WORK TO DO
Gather every line holding the string "this".

Stored items
+===+

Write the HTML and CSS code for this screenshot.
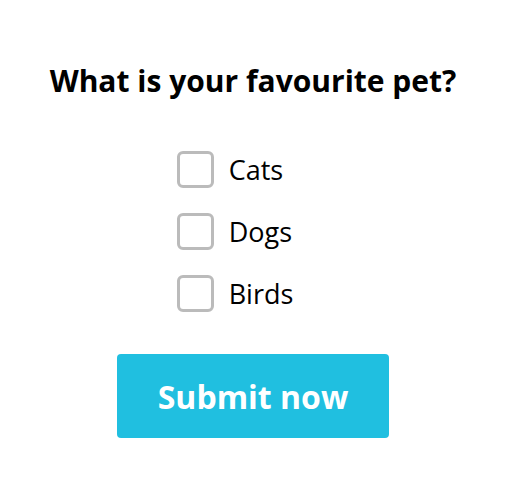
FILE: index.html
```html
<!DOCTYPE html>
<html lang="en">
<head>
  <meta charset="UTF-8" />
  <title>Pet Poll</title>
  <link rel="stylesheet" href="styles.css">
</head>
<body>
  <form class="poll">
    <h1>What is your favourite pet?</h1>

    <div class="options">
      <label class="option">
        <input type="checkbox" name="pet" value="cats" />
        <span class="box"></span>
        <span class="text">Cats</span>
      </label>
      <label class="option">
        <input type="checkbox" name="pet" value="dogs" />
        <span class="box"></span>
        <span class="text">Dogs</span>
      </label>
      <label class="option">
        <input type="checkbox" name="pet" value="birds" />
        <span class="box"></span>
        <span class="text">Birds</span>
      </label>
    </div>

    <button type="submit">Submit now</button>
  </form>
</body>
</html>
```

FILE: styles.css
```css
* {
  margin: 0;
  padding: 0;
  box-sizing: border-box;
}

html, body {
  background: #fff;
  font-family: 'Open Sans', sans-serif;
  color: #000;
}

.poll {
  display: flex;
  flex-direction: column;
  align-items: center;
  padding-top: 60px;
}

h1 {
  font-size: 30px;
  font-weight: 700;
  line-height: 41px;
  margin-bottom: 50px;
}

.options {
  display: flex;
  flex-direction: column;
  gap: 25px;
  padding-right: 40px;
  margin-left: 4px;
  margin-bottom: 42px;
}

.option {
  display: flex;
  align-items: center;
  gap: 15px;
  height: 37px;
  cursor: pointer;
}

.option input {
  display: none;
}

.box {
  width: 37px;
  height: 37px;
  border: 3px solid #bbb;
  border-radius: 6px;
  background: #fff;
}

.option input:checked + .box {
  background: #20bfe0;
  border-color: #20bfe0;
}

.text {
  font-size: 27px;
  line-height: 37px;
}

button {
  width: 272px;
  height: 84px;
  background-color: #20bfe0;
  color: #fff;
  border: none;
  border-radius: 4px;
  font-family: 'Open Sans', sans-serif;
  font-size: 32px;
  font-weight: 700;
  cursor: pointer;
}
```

+===+

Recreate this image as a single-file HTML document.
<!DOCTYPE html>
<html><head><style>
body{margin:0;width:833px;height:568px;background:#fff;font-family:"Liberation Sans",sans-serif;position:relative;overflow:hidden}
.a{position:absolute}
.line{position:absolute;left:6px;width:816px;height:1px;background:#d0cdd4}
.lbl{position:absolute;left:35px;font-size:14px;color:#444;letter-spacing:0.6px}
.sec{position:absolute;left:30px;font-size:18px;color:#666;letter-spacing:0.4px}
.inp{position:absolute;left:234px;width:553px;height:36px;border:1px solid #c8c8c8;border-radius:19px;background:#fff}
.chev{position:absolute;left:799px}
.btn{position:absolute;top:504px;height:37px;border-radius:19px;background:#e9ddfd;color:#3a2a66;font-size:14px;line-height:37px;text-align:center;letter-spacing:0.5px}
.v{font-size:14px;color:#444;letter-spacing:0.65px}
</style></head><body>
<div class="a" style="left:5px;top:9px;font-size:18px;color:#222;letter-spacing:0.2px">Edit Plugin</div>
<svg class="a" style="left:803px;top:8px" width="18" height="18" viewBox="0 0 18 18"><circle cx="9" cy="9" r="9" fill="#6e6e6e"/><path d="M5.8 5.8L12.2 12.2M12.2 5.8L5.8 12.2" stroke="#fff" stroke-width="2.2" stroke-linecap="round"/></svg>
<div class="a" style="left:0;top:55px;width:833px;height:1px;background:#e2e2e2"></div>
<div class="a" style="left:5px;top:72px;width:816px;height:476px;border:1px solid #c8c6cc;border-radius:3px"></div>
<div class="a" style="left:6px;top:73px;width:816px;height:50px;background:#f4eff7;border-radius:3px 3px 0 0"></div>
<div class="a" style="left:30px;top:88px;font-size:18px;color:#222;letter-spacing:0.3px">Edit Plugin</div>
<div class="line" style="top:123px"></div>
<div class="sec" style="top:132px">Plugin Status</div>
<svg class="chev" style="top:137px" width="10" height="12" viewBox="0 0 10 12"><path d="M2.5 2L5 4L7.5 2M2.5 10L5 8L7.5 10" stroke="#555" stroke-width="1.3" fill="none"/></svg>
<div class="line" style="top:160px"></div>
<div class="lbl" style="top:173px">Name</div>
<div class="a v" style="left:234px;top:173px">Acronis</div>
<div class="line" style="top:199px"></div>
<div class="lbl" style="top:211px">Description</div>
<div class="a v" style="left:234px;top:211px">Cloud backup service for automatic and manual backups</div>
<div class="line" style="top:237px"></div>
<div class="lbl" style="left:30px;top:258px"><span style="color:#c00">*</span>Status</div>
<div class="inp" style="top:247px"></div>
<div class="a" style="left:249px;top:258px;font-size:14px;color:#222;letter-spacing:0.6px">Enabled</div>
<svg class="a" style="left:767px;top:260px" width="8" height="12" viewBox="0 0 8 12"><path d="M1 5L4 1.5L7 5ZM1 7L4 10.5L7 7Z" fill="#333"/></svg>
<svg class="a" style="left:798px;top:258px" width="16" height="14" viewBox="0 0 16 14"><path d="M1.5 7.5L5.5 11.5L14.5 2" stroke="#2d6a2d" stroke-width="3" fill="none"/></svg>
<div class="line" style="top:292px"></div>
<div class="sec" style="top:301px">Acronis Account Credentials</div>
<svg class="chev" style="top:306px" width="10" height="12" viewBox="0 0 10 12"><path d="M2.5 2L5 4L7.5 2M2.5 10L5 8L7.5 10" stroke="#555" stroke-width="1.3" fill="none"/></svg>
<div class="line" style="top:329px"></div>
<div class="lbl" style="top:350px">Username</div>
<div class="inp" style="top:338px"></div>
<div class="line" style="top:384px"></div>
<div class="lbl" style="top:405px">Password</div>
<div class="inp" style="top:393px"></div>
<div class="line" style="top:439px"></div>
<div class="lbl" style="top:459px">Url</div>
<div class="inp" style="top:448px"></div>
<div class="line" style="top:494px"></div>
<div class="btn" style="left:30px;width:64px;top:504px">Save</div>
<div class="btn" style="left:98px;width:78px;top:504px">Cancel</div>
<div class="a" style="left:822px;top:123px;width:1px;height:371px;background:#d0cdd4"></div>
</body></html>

+===+

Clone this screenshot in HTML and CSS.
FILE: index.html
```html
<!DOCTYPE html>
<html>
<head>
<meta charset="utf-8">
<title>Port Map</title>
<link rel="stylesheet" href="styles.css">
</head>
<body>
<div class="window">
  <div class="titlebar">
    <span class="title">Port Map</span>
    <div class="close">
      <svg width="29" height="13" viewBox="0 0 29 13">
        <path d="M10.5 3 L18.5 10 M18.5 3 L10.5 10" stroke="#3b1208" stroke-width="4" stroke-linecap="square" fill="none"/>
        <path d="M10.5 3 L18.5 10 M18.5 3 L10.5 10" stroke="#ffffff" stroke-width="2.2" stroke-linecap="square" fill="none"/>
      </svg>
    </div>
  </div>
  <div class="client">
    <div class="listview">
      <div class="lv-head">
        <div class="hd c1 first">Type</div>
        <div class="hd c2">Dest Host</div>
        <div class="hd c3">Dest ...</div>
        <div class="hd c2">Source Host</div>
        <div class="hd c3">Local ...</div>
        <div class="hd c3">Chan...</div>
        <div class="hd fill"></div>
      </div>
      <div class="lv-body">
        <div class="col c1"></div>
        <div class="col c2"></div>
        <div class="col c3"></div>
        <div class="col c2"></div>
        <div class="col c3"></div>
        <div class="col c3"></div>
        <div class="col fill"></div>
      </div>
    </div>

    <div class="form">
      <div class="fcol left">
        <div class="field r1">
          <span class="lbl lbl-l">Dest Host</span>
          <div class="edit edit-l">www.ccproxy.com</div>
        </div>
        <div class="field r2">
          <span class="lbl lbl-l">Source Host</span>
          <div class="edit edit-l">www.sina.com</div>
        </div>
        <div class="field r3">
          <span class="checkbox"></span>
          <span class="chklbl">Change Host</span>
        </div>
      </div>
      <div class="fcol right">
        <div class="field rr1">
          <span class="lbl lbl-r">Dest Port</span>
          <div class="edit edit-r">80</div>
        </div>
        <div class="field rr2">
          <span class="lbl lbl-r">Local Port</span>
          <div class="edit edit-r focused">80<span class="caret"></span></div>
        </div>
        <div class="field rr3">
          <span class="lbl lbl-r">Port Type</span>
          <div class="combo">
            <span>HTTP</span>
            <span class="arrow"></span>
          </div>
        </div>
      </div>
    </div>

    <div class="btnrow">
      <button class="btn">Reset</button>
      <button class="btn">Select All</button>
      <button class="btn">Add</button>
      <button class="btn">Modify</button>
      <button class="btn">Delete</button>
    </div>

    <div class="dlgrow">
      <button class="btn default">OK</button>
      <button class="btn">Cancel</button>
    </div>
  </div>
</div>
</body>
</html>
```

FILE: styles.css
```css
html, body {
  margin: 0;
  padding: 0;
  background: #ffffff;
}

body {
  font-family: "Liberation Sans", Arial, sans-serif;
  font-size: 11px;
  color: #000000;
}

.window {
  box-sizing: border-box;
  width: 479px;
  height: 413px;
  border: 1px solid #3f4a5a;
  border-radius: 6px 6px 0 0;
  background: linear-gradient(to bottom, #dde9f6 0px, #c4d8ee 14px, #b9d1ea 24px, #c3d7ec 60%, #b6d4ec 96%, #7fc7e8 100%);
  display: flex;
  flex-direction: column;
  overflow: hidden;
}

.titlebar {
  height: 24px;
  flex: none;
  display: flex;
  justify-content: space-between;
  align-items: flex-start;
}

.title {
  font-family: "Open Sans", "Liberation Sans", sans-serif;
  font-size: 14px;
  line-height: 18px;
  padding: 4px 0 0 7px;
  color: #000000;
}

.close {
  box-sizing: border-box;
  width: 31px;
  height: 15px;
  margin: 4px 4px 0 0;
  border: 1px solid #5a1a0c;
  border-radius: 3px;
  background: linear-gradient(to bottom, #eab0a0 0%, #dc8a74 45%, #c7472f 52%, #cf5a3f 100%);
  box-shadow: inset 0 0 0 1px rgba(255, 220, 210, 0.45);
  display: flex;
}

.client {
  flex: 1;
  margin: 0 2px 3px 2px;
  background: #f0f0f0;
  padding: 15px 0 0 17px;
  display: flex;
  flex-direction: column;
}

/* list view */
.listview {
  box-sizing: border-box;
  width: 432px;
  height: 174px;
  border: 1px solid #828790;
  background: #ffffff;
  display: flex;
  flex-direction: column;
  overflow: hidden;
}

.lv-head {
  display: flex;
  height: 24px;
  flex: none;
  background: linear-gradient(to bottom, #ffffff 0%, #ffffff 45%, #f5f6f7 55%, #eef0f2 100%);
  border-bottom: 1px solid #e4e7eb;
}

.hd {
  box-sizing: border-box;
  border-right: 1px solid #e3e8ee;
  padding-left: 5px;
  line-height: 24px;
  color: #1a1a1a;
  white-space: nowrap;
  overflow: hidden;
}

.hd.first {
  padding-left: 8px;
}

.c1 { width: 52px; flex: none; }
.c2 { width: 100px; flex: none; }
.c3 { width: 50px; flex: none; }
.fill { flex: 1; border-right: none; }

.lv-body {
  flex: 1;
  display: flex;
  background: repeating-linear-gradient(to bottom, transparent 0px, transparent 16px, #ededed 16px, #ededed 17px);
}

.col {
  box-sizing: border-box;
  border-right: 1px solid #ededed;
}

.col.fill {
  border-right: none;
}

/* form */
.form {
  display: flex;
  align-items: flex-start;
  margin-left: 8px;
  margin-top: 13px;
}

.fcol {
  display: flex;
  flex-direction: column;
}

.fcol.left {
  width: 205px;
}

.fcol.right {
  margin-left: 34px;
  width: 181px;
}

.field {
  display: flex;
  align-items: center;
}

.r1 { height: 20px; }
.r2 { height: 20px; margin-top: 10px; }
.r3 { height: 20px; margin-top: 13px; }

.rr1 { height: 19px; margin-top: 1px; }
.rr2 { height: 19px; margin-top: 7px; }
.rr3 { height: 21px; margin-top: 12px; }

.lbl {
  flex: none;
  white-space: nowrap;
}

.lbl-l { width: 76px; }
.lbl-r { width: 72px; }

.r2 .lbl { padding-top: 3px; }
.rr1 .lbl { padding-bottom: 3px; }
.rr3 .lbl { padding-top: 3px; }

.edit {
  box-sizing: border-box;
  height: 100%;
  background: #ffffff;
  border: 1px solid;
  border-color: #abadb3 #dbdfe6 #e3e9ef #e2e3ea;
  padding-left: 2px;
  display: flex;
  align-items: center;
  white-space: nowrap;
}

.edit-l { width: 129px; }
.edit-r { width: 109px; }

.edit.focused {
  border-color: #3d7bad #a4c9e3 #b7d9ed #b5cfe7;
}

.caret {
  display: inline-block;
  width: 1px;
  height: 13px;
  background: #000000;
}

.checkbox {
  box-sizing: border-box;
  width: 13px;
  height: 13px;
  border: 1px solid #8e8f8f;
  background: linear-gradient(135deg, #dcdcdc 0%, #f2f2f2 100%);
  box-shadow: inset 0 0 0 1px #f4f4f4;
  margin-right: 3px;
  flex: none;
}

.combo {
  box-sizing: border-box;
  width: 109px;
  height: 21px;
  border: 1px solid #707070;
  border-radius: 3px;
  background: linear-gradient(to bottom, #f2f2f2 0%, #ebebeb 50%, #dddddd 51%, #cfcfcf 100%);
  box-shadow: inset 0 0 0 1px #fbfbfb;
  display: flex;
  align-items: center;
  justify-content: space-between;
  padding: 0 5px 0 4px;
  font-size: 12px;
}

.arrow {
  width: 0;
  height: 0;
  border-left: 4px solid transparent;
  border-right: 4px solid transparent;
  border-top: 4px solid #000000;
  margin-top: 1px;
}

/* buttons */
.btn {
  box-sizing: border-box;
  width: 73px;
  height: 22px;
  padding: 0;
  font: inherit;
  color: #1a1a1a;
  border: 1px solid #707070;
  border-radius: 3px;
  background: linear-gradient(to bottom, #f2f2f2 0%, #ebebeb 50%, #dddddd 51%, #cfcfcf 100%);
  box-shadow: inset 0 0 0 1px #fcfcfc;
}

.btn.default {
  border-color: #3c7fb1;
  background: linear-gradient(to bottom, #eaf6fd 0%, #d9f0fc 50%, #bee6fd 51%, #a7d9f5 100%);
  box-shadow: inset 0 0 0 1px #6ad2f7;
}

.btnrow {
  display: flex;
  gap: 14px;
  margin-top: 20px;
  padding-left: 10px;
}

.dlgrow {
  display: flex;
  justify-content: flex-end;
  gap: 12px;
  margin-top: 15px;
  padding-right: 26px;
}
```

+===+

FINAL RESULT
Write the HTML and CSS code for this screenshot.
Recreate this image as a single-file HTML document.
Clone this screenshot in HTML and CSS.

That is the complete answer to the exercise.